Given his tenure on the owner’s side, Pat had been talking with the leaders at CBRE for a number of years so there was a comfort in the familiarity of relationships, a diversity of projects all over the globe, and a platform to deliver. CBRE had a critical environments practice, which, was more of a specialty of brokers and members vs. a formal management led group or initiative. I wondered how Pat was going to come in as the core leader of a national practice and differentiate himself. His options included a few smaller private equity-backed, three- to five-year event proposition situations where Pat’s impact might be more obvious. These options had a much more linear path to the financial end of the rainbow, but that wasn’t Pat’s thing. Maybe he’s just too nice and needed to spread his intellectual capital around and benefit the industry a bit more broadly. Yep, one of those guys.

So Patrick Lynch is now the managing director of CBRE’s Data Center Solutions Group encompassing a continuum of strategy, transaction management, project management, and facilities management services in 75 markets globally. Not surprisingly, Pat has set a high bar growth plan requiring he deliver significantly above the performance he inherited in 2011. This starts with the heavy lifting of marketing and educating a broader audience to substantiate a consultative mentality and a holistic change in how a long standing real estate brokerage value proposition is perceived.

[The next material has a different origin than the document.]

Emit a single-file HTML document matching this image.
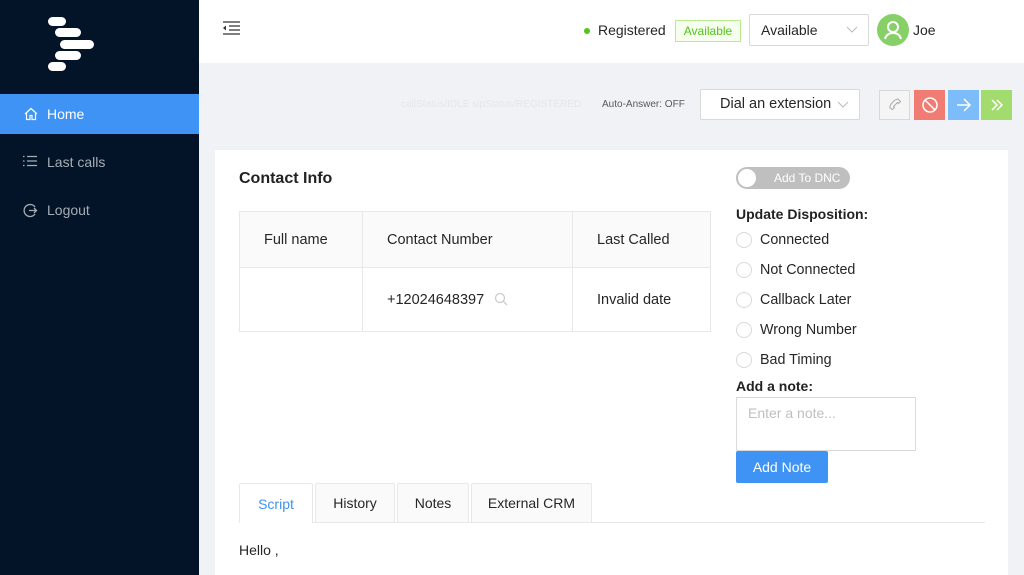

Historically real estate is an “eat what you kill” commission-based, transaction-based, high reward, locality-based profession. One might go a year without closing a deal but that one deal’s commission might pay more than many of the CEO’s annual compensation packages in the hosting market, sans the equity packages at event. Anyone wonder why Andy Cvengros left HP for JLL?

Pat’s initial differentiation strategy was to be an advocate for the ROI of a strategy, analysis, and consulting and a global site selection and transactions service as an investment, which would secure CBRE’s CE recurring revenue based on an early seat at the decision-maker’s table requiring both facilities and IT to attend. He also felt it imperative to bring the best possible talents of his team to bear in any given circumstance vs. just deciding based on geographic issues. This approach worked for Cyrus Izzo when he took Syska Hennessy Group’s Mission Critical Practice from 8% of the company’s revenue to over 40% and look where he ended up — as co-CEO. Pat’s analogy is that just because you were born in Colorado doesn’t mean that you pitch for the Rockies. He was committed to creating a management role in what has been a broker environment and focus on the overall success of the group vs. incremental deal orientation.

Pat’s experience on the buyer’s side helped him “cut through the BS” and see CBRE’s process and value proposition objectively. Pat wanted to approach the data center audience with a unique service delivery to the IT decision maker who, in many cases, is less focused on cost alone and more focused on the overall value proposition where risk avoidance might be worth $1 more per sq ft. The differences to Pat were pretty obvious. Colocation is license agreements vs. real estate leases. Talk to real estate executives and 99% know CBRE. Unfortunately, few CIOs knew CBRE. So Pat had to learn how to increase CBRE’s awareness to this influential audience. Real estate and IT budgets don’t typically co-exist and seemingly sit under a different C function in every organization. In order to have an empowered and collective decision maker, Pat needed to connect the dots on the expense side.

THREE WISHES

Mission accomplished as Pat is exceeding even his own targets dramatically and his role is expanding globally to include joint projects with Andrew Jay’s EMEA and APACs Data Center Practice in places like Israel, Turkey, and Australia. In a short breather moment before world domination, I had the opportunity ask Pat his three wishes for the data center industry.

1. Clearer definitions. There is a clear need to understand and embrace the fundamental differences in the data center space. So many customers get caught up in holding the enterprise data centers up as precedent for how they want to build theirs. They don’t realize that Google or Facebook or Microsoft represent a small and unique minority of data center requirements. They are purpose built to manage failure, with assets for redundancy and fail over with an imperceptible change in latency to the common consumer. Corporate data centers and colocation have different customers entirely and the MEP requirements are entirely different.

2. Increasing efficiencies. Given I’ve been through, around, and behind as many data centers as anyone in the world I feel I’m qualified to say the opportunities to drive efficiencies are remarkable. There is so much opportunity to invest dollars to take old and antiquated data centers and utilize the space’s energy so much more effectively.

3. Consistency. We have certainly come a long way in terms of building, owning, and operating data centers, whether internal or outsourced, but there remains a multitude of approaches and options. You have modular delivery like Compass, which continues to evolve and innovate while the wholesale space improves with other approaches to modular building and design and then corporate clients of CBRE who still want to design and build their own data centers. These options are a blessing and a curse as they retain innovation and a robust competitive market, but can slow down and confuse a customer’s decision making process as they swim through the waves of options coming at them.

Not surprisingly, Pat was the high school football quarterback and captain who married his high school sweetheart, who, you guessed it, was captain of the cheerleading squad. Yep, can you see them riding in the back of the convertible at prom with Pat wearing his letter jacket over his tux, one arm around the girl?!  I got him to pat himself on the back a little bit and give us a peek into his 30 years since senior prom. As it turns out, this nice guy now settles the All American Family into the family room on Friday nights to watch the MMA match of the week. It serves as inspiration for the high school cheerleader currently testing for her 3rd degree black belt.

Honey, what’s for dinner? No wonder he’s one of the nice guys.